= 1869 Drogheda by-election =

UK parliamentary by-election

The 1869 Drogheda by-election took place on 15 March 1869. The by-election arose following an election petition which unseated the incumbent MP, the Liberal Benjamin Whitworth.

The petition alleged that the election result was due to intimidation. Witnesses alleged that on the day of nomination, the Drogheda courthouse was 'filled with a mob of the lowest classes, who appeared to be under the influence of whiskey'. There were allegations that a Roman Catholic clergyman was seen at the head of a mob brandishing sticks, and voters had to be escorted by the military for fear of violence in the streets and at the railway station:

'Missiles came in all directions, and the soldiers asked their officers, "Will you let us be murdered?" "Will you not let us protect ourselves?" The mob shouted, "To H[ell] with the Queen", "Down with your Church" and "Up with the Stars and Stripes!"

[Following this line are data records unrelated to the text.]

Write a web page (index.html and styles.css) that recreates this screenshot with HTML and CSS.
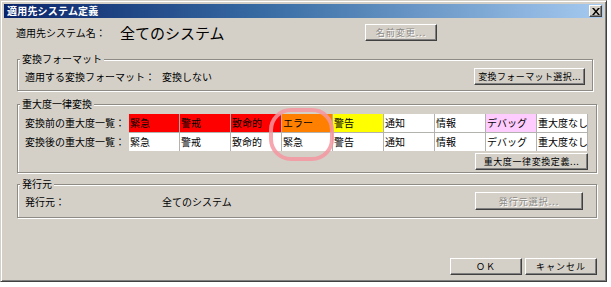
FILE: index.html
```html
<!DOCTYPE html>
<html lang="ja">
<head>
<meta charset="utf-8">
<title>適用先システム定義</title>
<link rel="stylesheet" href="styles.css">
</head>
<body>
<div class="window">
  <div class="titlebar">
    <span class="title">適用先システム定義</span>
    <span class="close"><svg width="8" height="7" viewBox="0 0 8 7"><path d="M0 0h2l2 2.5L6 0h2L5 3.5 8 7H6L4 4.5 2 7H0l3-3.5z" fill="#000"/></svg></span>
  </div>
  <div class="content">
    <div class="name-row">
      <span class="name-label">適用先システム名：</span>
      <span class="sysname">全てのシステム</span>
      <button class="btn disabled btn-rename">名前変更...</button>
    </div>

    <div class="group group-format">
      <span class="legend">変換フォーマット</span>
      <div class="row row-format">
        <span class="field-label">適用する変換フォーマット：</span>
        <span class="field-value">変換しない</span>
        <button class="btn btn-right btn-format">変換フォーマット選択...</button>
      </div>
    </div>

    <div class="group group-severity">
      <span class="legend">重大度一律変換</span>
      <div class="sev-table">
        <div class="sev-labels">
          <span class="sev-label">変換前の重大度一覧：</span>
          <span class="sev-label">変換後の重大度一覧：</span>
        </div>
        <div class="sev-grid">
          <span class="cell red">緊急</span>
          <span class="cell red">警戒</span>
          <span class="cell red">致命的</span>
          <span class="cell orange">エラー</span>
          <span class="cell yellow">警告</span>
          <span class="cell">通知</span>
          <span class="cell">情報</span>
          <span class="cell pink">デバッグ</span>
          <span class="cell">重大度なし</span>
          <span class="cell">緊急</span>
          <span class="cell">警戒</span>
          <span class="cell">致命的</span>
          <span class="cell">緊急</span>
          <span class="cell">警告</span>
          <span class="cell">通知</span>
          <span class="cell">情報</span>
          <span class="cell">デバッグ</span>
          <span class="cell">重大度なし</span>
        </div>
      </div>
      <div class="row row-sevbtn">
        <button class="btn btn-right btn-sev">重大度一律変換定義...</button>
      </div>
      <span class="highlight"></span>
    </div>

    <div class="group group-issuer">
      <span class="legend">発行元</span>
      <div class="row row-issuer">
        <span class="field-label">発行元：</span>
        <span class="field-value">全てのシステム</span>
        <button class="btn disabled btn-right btn-issuer">発行元選択...</button>
      </div>
    </div>

    <div class="footer">
      <button class="btn btn-footer">ＯＫ</button>
      <button class="btn btn-footer">キャンセル</button>
    </div>
  </div>
</div>
</body>
</html>
```

FILE: styles.css
```css
* { box-sizing: border-box; }

html, body {
  margin: 0;
  padding: 0;
  background: #ffffff;
  font-family: "Noto Sans CJK JP", "Noto Sans", sans-serif;
  font-size: 10px;
  color: #000;
}

.window {
  width: 607px;
  height: 282px;
  background: #d4d0c8;
  border: 1px solid;
  border-color: #d4d0c8 #404040 #404040 #d4d0c8;
  box-shadow: inset 1px 1px 0 #ffffff, inset -1px -1px 0 #808080;
  padding: 3px;
  display: flex;
  flex-direction: column;
}

.titlebar {
  height: 14px;
  background: linear-gradient(to right, #0a246a 0%, #3a6ea5 45%, #a6caf0 100%);
  display: flex;
  align-items: center;
  justify-content: space-between;
  padding: 0 1px 0 3px;
}

.title {
  color: #ffffff;
  font-weight: bold;
  font-size: 10px;
  line-height: 14px;
  letter-spacing: 0.2px;
}

.close {
  width: 13px;
  height: 12px;
  background: #d4d0c8;
  border: 1px solid;
  border-color: #ffffff #404040 #404040 #ffffff;
  box-shadow: inset -1px -1px 0 #808080;
  display: flex;
  align-items: center;
  justify-content: center;
}

.content {
  flex: 1;
  display: flex;
  flex-direction: column;
}

.name-row {
  display: flex;
  align-items: center;
  height: 17px;
  margin: 6px 0 0 12px;
}

.name-label {
  width: 104px;
  font-size: 10px;
}

.sysname {
  width: 245px;
  font-size: 15px;
  line-height: 17px;
}

.btn {
  font-family: "Noto Sans CJK JP", "Noto Sans", sans-serif;
  font-size: 9px;
  letter-spacing: 1px;
  white-space: nowrap;
  height: 17px;
  padding: 0;
  margin: 0;
  background: #d4d0c8;
  color: #000;
  border: 1px solid;
  border-color: #ffffff #404040 #404040 #ffffff;
  box-shadow: inset -1px -1px 0 #808080;
  display: flex;
  align-items: center;
  justify-content: center;
  line-height: 1;
  overflow: hidden;
}

.btn.disabled {
  color: #8c8a86;
  text-shadow: 1px 1px 0 #ffffff;
}

.btn-rename { width: 72px; }

.group {
  position: relative;
  border: 1px solid #8e8b85;
  box-shadow: inset 1px 1px 0 #ffffff, 1px 1px 0 #ffffff;
  display: flex;
  flex-direction: column;
  padding: 0 0 0 7px;
}

.legend {
  align-self: flex-start;
  margin: -7px 0 0 -5px;
  padding: 0 2px;
  line-height: 12px;
  height: 12px;
  background: #d4d0c8;
}

.row {
  display: flex;
  align-items: center;
}

.field-label { width: 137px; }
.field-value { flex: 1; }

.btn-right { width: 111px; }
.btn-format { letter-spacing: 0.4px; }

.group-format {
  margin: 18px 10px 0 13px;
  padding-bottom: 5px;
  padding-right: 7px;
}

.row-format {
  margin-top: 3px;
  height: 17px;
}

.group-severity {
  margin: 13px 6px 0 13px;
  padding-bottom: 2px;
  padding-right: 8px;
}

.sev-table {
  display: flex;
  margin-top: 4px;
}

.sev-labels {
  width: 104px;
  display: flex;
  flex-direction: column;
  gap: 1px;
}

.sev-label {
  height: 18px;
  line-height: 18px;
}

.sev-grid {
  display: grid;
  grid-template-columns: repeat(9, 50px);
  grid-auto-rows: 18px;
  gap: 1px;
  background: #b4b2ae;
  border-right: 1px solid #b4b2ae;
}

.cell {
  background: #ffffff;
  line-height: 18px;
  padding-left: 1px;
  white-space: nowrap;
  overflow: hidden;
}

.cell.red { background: #ff0000; }
.cell.orange { background: #ff8000; }
.cell.yellow { background: #ffff00; }
.cell.pink { background: #ffccff; }

.row-sevbtn {
  justify-content: flex-end;
  margin-top: 2px;
  height: 17px;
}

.btn-sev { width: 113px; letter-spacing: 0.6px; }

.highlight {
  position: absolute;
  left: 251px;
  top: 3px;
  width: 65px;
  height: 53px;
  border: 4px solid rgba(244, 150, 160, 0.85);
  border-radius: 22px;
  pointer-events: none;
}

.group-issuer {
  margin: 11px 6px 0 13px;
  padding-bottom: 7px;
  padding-right: 13px;
}

.row-issuer {
  margin-top: 2px;
  height: 18px;
}

.btn-issuer { width: 108px; height: 18px; }

.footer {
  display: flex;
  justify-content: flex-end;
  gap: 3px;
  margin: 40px 6px 0 0;
}

.btn-footer { width: 72px; }
```
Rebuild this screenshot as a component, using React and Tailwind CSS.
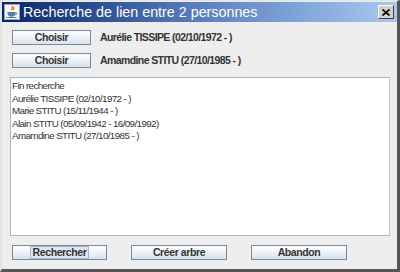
import React from 'react';

const font = { fontFamily: '"Liberation Sans", Arial, sans-serif' };

const JavaIcon = () => (
    <svg width="16" height="16" viewBox="0 0 16 16" className="shrink-0">
        <rect x="0.5" y="0.5" width="15" height="15" fill="#f4f4f4" stroke="#9aa8c0" />
        <path d="M8 2c1.5 1.5-1 2.5 0 4.2M9.6 3c1 1-0.6 1.8 0.2 3" stroke="#e76f00" strokeWidth="1.2" fill="none" />
        <path d="M3.5 8h8v1.5c0 2-1.8 3.2-4 3.2s-4-1.2-4-3.2z" fill="#5382a1" />
        <path d="M11.5 8.6c1.6 0 1.6 2 0 2.2" stroke="#5382a1" strokeWidth="1" fill="none" />
        <rect x="2.5" y="13" width="10" height="1" fill="#5382a1" />
    </svg>
);

const Button = ({ children, width, focused }) => (
    <button
        className={`h-[15px] ${width} shrink-0 flex items-center justify-center border border-[#7a8a99] bg-gradient-to-b from-[#ffffff] to-[#d8e3ee] text-[10.5px] tracking-[-0.4px] font-bold text-[#333333] leading-none`}
        style={font}
    >
        {focused ? (
            <span className="px-[2px] h-[13px] flex items-center border border-[#a3b8cc] bg-[#dce6f0]">{children}</span>
        ) : (
            children
        )}
    </button>
);

const lines = [
    'Fin recherche',
    'Aurélie TISSIPE (02/10/1972 - )',
    'Marie STITU (15/11/1944 - )',
    'Alain STITU (05/09/1942 - 16/09/1992)',
    'Amamdine STITU (27/10/1985 - )',
];

export default function App() {
    return (
        <div className="w-[400px] h-[272px] flex flex-col bg-[#eeeeee] border-l-2 border-t border-[#e4e4e4] border-r-[3px] border-r-[#555555] border-b-[3px] border-b-[#555555]" style={font}>
            {/* Title bar */}
            <div className="h-[20px] mt-[1px] flex items-center pl-[2px] pr-[3px] bg-gradient-to-r from-[#0a246a] via-[#5a7fbf] to-[#a6caf0]">
                <JavaIcon />
                <span className="ml-[3px] text-white text-[14.3px] leading-none">
                    Recherche de lien entre 2 personnes
                </span>
                <div className="ml-auto w-[16px] h-[14px] flex items-center justify-center bg-[#d4d0c8] border border-t-white border-l-white border-r-[#404040] border-b-[#404040]">
                    <svg width="8" height="7" viewBox="0 0 8 7">
                        <path d="M0.5 0.5l7 6M7.5 0.5l-7 6" stroke="#000" strokeWidth="1.6" />
                    </svg>
                </div>
            </div>

            {/* Body */}
            <div className="flex-1 flex flex-col pl-[8px] pr-[7px] pt-[8px]">
                <div className="h-[15px] flex items-center pl-[2px]">
                    <Button width="w-[79px]">Choisir</Button>
                    <span className="ml-[9px] text-[10.5px] tracking-[-0.6px] leading-none font-bold text-[#333333]">Aurélie TISSIPE (02/10/1972 - )</span>
                </div>
                <div className="h-[15px] flex items-center pl-[2px] mt-[8px]">
                    <Button width="w-[79px]">Choisir</Button>
                    <span className="ml-[9px] text-[10.5px] tracking-[-0.6px] leading-none font-bold text-[#333333]">Amamdine STITU (27/10/1985 - )</span>
                </div>

                <div className="mt-[9px] h-[159px] bg-white border border-[#a3b8cc] border-r-[#b8c4d0] px-[1px] pt-[2px]">
                    {lines.map((l) => (
                        <div key={l} className="text-[9.8px] tracking-[-0.6px] leading-[12.5px] text-[#333333]">{l}</div>
                    ))}
                </div>

                <div className="mt-[9px] h-[15px] flex items-center pl-[2px]">
                    <Button width="w-[95px]" focused>Rechercher</Button>
                    <div className="ml-[24px] flex"><Button width="w-[96px]">Créer arbre</Button></div>
                    <div className="ml-[24px] flex"><Button width="w-[96px]">Abandon</Button></div>
                </div>
            </div>
        </div>
    );
}
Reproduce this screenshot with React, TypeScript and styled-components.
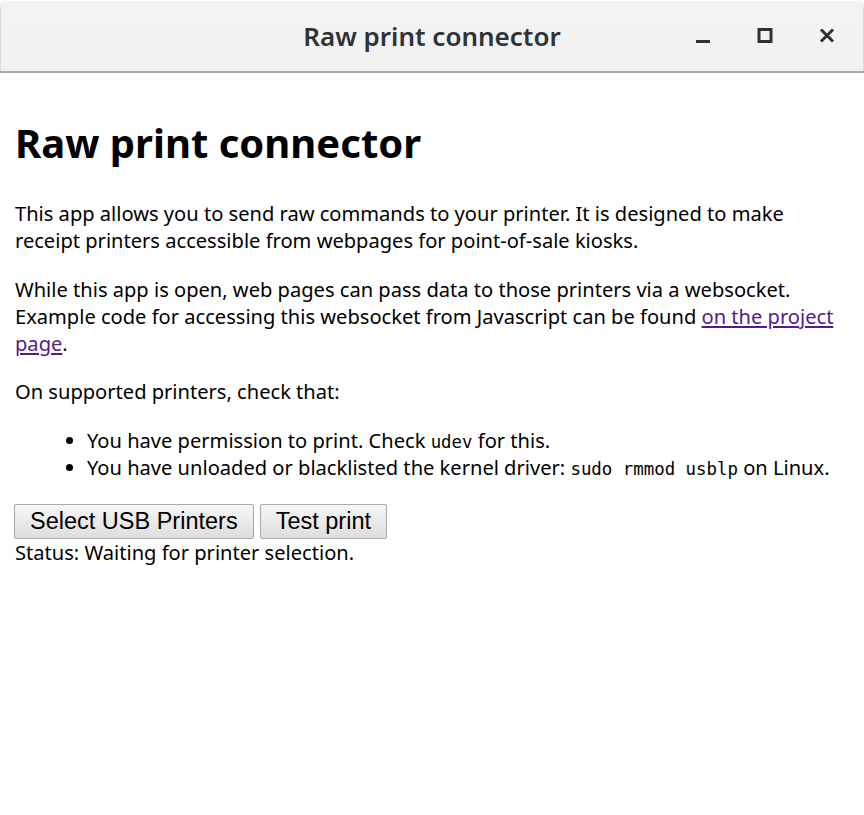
import React from "react";
import styled, { createGlobalStyle } from "styled-components";

const Global = createGlobalStyle`
  html, body { margin: 0; padding: 0; background: #ffffff; }
  body { font-family: "Noto Sans", "DejaVu Sans", sans-serif; }
`;

const Window = styled.div`
  width: 864px;
  height: 815px;
  display: flex;
  flex-direction: column;
  background: #ffffff;
  overflow: hidden;
`;

const TitleBar = styled.header`
  height: 71px;
  flex: none;
  display: grid;
  grid-template-columns: 1fr auto 1fr;
  align-items: center;
  background: linear-gradient(#f4f4f4, #f1f1f1);
  border-bottom: 2px solid #a8a8a8;
  border-radius: 7px 7px 0 0;
  box-shadow: inset 0 1px 0 #ffffff, inset 1px 0 0 #d8d8d8, inset -1px 0 0 #d8d8d8;
`;

const Title = styled.h2`
  grid-column: 2;
  margin: 0;
  font-family: "Noto Sans", sans-serif;
  font-weight: 600;
  font-size: 26px;
  color: #2e3436;
  letter-spacing: 0;
`;

const Controls = styled.div`
  grid-column: 3;
  justify-self: end;
  display: flex;
  align-items: center;
  padding-right: 6px;
`;

const ControlButton = styled.span`
  width: 62px;
  height: 30px;
  display: flex;
  align-items: center;
  justify-content: center;
  color: #2e3436;
`;

const Content = styled.main`
  padding: 0 15px;
  color: #000000;
  font-size: 20.1px;
  line-height: 27px;
`;

const Heading = styled.h1`
  margin: 44px 0 31px;
  font-size: 40px;
  line-height: 52px;
  font-weight: 700;
`;

const Para = styled.p`
  margin: 0 0 21.5px;
`;

const Link = styled.a`
  color: #551a8b;
  text-decoration: underline;
`;

const Code = styled.code`
  font-family: "DejaVu Sans Mono", monospace;
  font-size: 17.4px;
  line-height: 1;
`;

const List = styled.ul`
  margin: 21.5px 0 23px;
  padding-left: 72px;
`;

const Item = styled.li`
  line-height: 27px;
`;

const ButtonRow = styled.div`
  display: flex;
  gap: 6px;
  margin-left: -1px;
`;

const PushButton = styled.button`
  height: 35px;
  padding: 0 15px;
  font-family: "Liberation Sans", Arial, sans-serif;
  font-size: 23.5px;
  color: #000;
  background: linear-gradient(#f6f6f6, #dedede);
  border: 1px solid #a9a9a9;
  border-radius: 2px;
`;

const Status = styled.div``;

function MinIcon() {
  return (
    <svg width="16" height="16" viewBox="0 0 16 16">
      <rect x="1" y="12" width="14" height="3" fill="currentColor" />
    </svg>
  );
}
function MaxIcon() {
  return (
    <svg width="16" height="16" viewBox="0 0 16 16">
      <rect x="2" y="1.5" width="12" height="12" fill="none" stroke="currentColor" strokeWidth="3" />
    </svg>
  );
}
function CloseIcon() {
  return (
    <svg width="16" height="16" viewBox="0 0 16 16">
      <path d="M2 1.5 L14 13.5 M14 1.5 L2 13.5" stroke="currentColor" strokeWidth="3" />
    </svg>
  );
}

export default function App() {
  return (
    <Window>
      <Global />
      <TitleBar>
        <Title>Raw print connector</Title>
        <Controls>
          <ControlButton><MinIcon /></ControlButton>
          <ControlButton><MaxIcon /></ControlButton>
          <ControlButton><CloseIcon /></ControlButton>
        </Controls>
      </TitleBar>
      <Content>
        <Heading>Raw print connector</Heading>
        <Para>
          This app allows you to send raw commands to your printer. It is designed to make
          receipt printers accessible from webpages for point-of-sale kiosks.
        </Para>
        <Para>
          While this app is open, web pages can pass data to those printers via a websocket.
          Example code for accessing this websocket from Javascript can be found{" "}
          <Link href="#">on the project page</Link>.
        </Para>
        <Para>On supported printers, check that:</Para>
        <List>
          <Item>You have permission to print. Check <Code>udev</Code> for this.</Item>
          <Item>
            You have unloaded or blacklisted the kernel driver: <Code>sudo rmmod usblp</Code> on Linux.
          </Item>
        </List>
        <ButtonRow>
          <PushButton>Select USB Printers</PushButton>
          <PushButton>Test print</PushButton>
        </ButtonRow>
        <Status>Status: Waiting for printer selection.</Status>
      </Content>
    </Window>
  );
}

Religion played a major part in the violence:

'The mob were told that there were 500 Orangemen coming down the next morning. One of the priests told them to give them a warm reception, and hurl them into the Boyne.'

In his decision, Judge Keogh described the town on the day of polling as 'more like a place besieged than one where a free election was going on' and criticised the behaviour and language of the clergy. He decided that intimidation had taken place and that Whitworth and his agent were responsible. He declared the election void, necessitating a by-election.

The by-election was won by Whitworth's son Thomas, who ran as a Liberal and was unopposed. Thomas Whitworth was defeated in the 1874 general election, by the 'Liberal and Home Rule' candidate, William Hagarty O'Leary; on O'Leary's death in 1880, Benjamin Whitworth, by now MP for Kilkenny City, resigned that seat and won Drogheda in the ensuing by-election as a Home Rule candidate.